Earlier Frank had introduced me to one of his carpenter friends while we were at the bus terminal. I don’t remember his name but he was about the same age as Frank. They do the same type of work but work for different companies. He told me about how good his life is, how this job has treated him so well and he and other people like him and Frank are making a good amount of money doing what they do in Manhattan. “You see people dressed like us, worn leather work shoes and faded Levi’s, and most people don’t think twice about us, but we are probably wealthier than most people walking on the street…We are the ones who built this city.” He really seemed to take ownership and pride in his work after being here for so long. I kept asking questions and he kept telling me more. I loved it!
Frank offered me a ride once we made it to our stop. He told me he wasn’t sure how I felt about accepting a ride from him since we had met only hours before. I was discerning when I made this decision.
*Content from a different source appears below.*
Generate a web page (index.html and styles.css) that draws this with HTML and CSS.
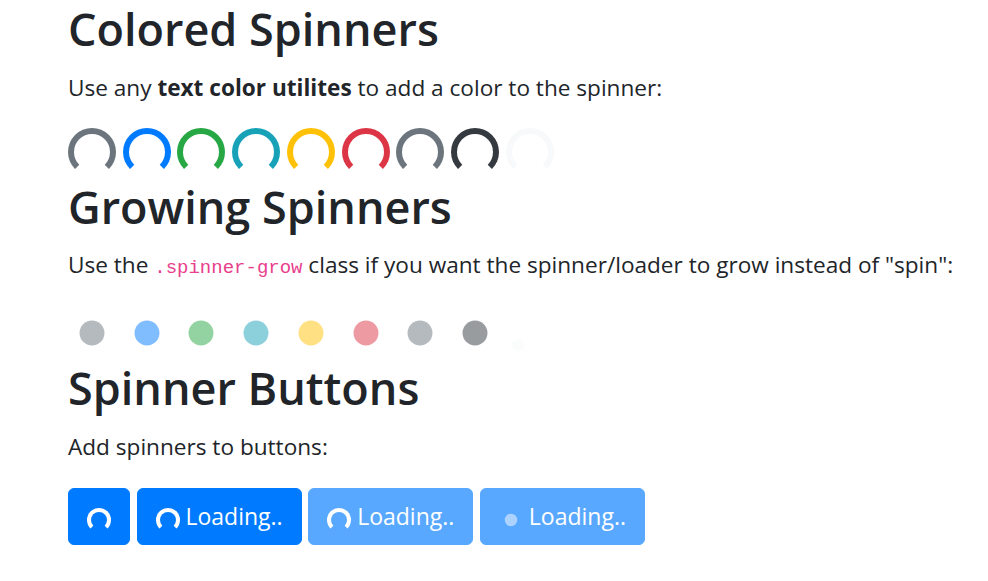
FILE: index.html
```html
<!DOCTYPE html>
<html lang="en">
<head>
<meta charset="UTF-8">
<meta name="viewport" content="width=device-width, initial-scale=1.0">
<title>Spinners</title>
<link rel="stylesheet" href="styles.css">
</head>
<body>
<div class="container">
    <h2>Colored Spinners</h2>
    <p>Use any <b>text color utilites</b> to add a color to the spinner:</p>
    <div class="row-spin">
        <div class="spinner-border text-muted"></div>
        <div class="spinner-border text-primary"></div>
        <div class="spinner-border text-success"></div>
        <div class="spinner-border text-info"></div>
        <div class="spinner-border text-warning"></div>
        <div class="spinner-border text-danger"></div>
        <div class="spinner-border text-secondary"></div>
        <div class="spinner-border text-dark"></div>
        <div class="spinner-border text-light"></div>
    </div>

    <h2>Growing Spinners</h2>
    <p>Use the <code>.spinner-grow</code> class if you want the spinner/loader to grow instead of "spin":</p>
    <div class="row-spin row-grow">
        <div class="spinner-grow text-muted"></div>
        <div class="spinner-grow text-primary"></div>
        <div class="spinner-grow text-success"></div>
        <div class="spinner-grow text-info"></div>
        <div class="spinner-grow text-warning"></div>
        <div class="spinner-grow text-danger"></div>
        <div class="spinner-grow text-secondary"></div>
        <div class="spinner-grow text-dark"></div>
        <div class="spinner-grow spinner-grow-sm text-light"></div>
    </div>

    <h2>Spinner Buttons</h2>
    <p>Add spinners to buttons:</p>
    <div class="btn-row">
        <button class="btn"><span class="spinner-border spinner-border-sm"></span></button>
        <button class="btn"><span class="spinner-border spinner-border-sm"></span> Loading..</button>
        <button class="btn" disabled><span class="spinner-border spinner-border-sm"></span> Loading..</button>
        <button class="btn" disabled><span class="spinner-grow spinner-grow-sm"></span> Loading..</button>
    </div>
</div>
</body>
</html>
```
FILE: styles.css
```css
body {
    margin: 0;
    font-family: "Open Sans", "Noto Sans", sans-serif;
    font-size: 22.6px;
    line-height: 36px;
    color: #212529;
    background: #fff;
}
.container {
    padding: 0 0 0 68px;
}
h2 {
    margin: 0 0 12px;
    font-size: 45px;
    font-weight: 600;
    line-height: 57.6px;
}
p {
    margin: 0 0 24px;
}
b {
    font-weight: bold;
}
code {
    font-family: "Liberation Mono", "DejaVu Sans Mono", monospace;
    font-size: 19px;
    color: #e83e8c;
}

.text-muted { color: #6c757d; }
.text-primary { color: #007bff; }
.text-success { color: #28a745; }
.text-info { color: #17a2b8; }
.text-warning { color: #ffc107; }
.text-danger { color: #dc3545; }
.text-secondary { color: #6c757d; }
.text-dark { color: #343a40; }
.text-light { color: #f8f9fa; }

.row-spin {
    height: 50px;
    margin-top: -2px;
    font-size: 24px;
    word-spacing: 0.5px;
}
.row-grow {
    margin-top: -1px;
}
.spinner-border {
    display: inline-block;
    width: 48px;
    height: 48px;
    vertical-align: text-bottom;
    border: 6px solid currentColor;
    border-right-color: transparent;
    border-radius: 50%;
    box-sizing: border-box;
    transform: rotate(90deg);
}
.spinner-border-sm {
    width: 24px;
    height: 24px;
    border-width: 4px;
}
.spinner-grow {
    display: inline-block;
    width: 48px;
    height: 48px;
    vertical-align: text-bottom;
    background-color: currentColor;
    border-radius: 50%;
    opacity: 0.5;
    transform: scale(0.52);
}
.spinner-grow-sm {
    width: 24px;
    height: 24px;
}

.btn-row {
    display: flex;
    gap: 6.5px;
    margin-top: -1px;
}
.btn {
    margin: 0;
    padding: 9px 18px;
    font-family: inherit;
    font-size: 23px;
    line-height: 37px;
    color: #fff;
    background-color: #007bff;
    border: 1px solid #007bff;
    border-radius: 6px;
}
.btn:disabled {
    opacity: 0.65;
}
```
My friend Forrest is very comfortable with the hitchhiking process. He told me when someone pulls up to offer him a ride he talks to them for a bit before he accepts. He told me he can usually get a feel for the person. He told me there have been rides he has passed up because he didn’t feel right about getting in the car with them. I told Frank that I didn’t feel uneasy about accepting a ride from him and I thanked him as we walked to his car. When we got to it, I saw a baby car seat in the back and that’s where we struck up a conversation about his daughters. “I have a daughter your age and I would hope someone would take care of her if she were in a similar situation.” We talked on a more personal level on our drive to the airport. I am very grateful for him.
To all the good men in the world, thank you for your kindness, time, and generosity in serving the men, women, boys and girls who aren’t your children but who are someone else’s. I am so grateful for what Frank did for me that day. He helped me get where I wanted to go and he reassured me along the way. I know my Dad would’ve done the same if he were in Frank’s position. I’ve seen him do it numerous times and I love him so much for it! Happy Father’s Day!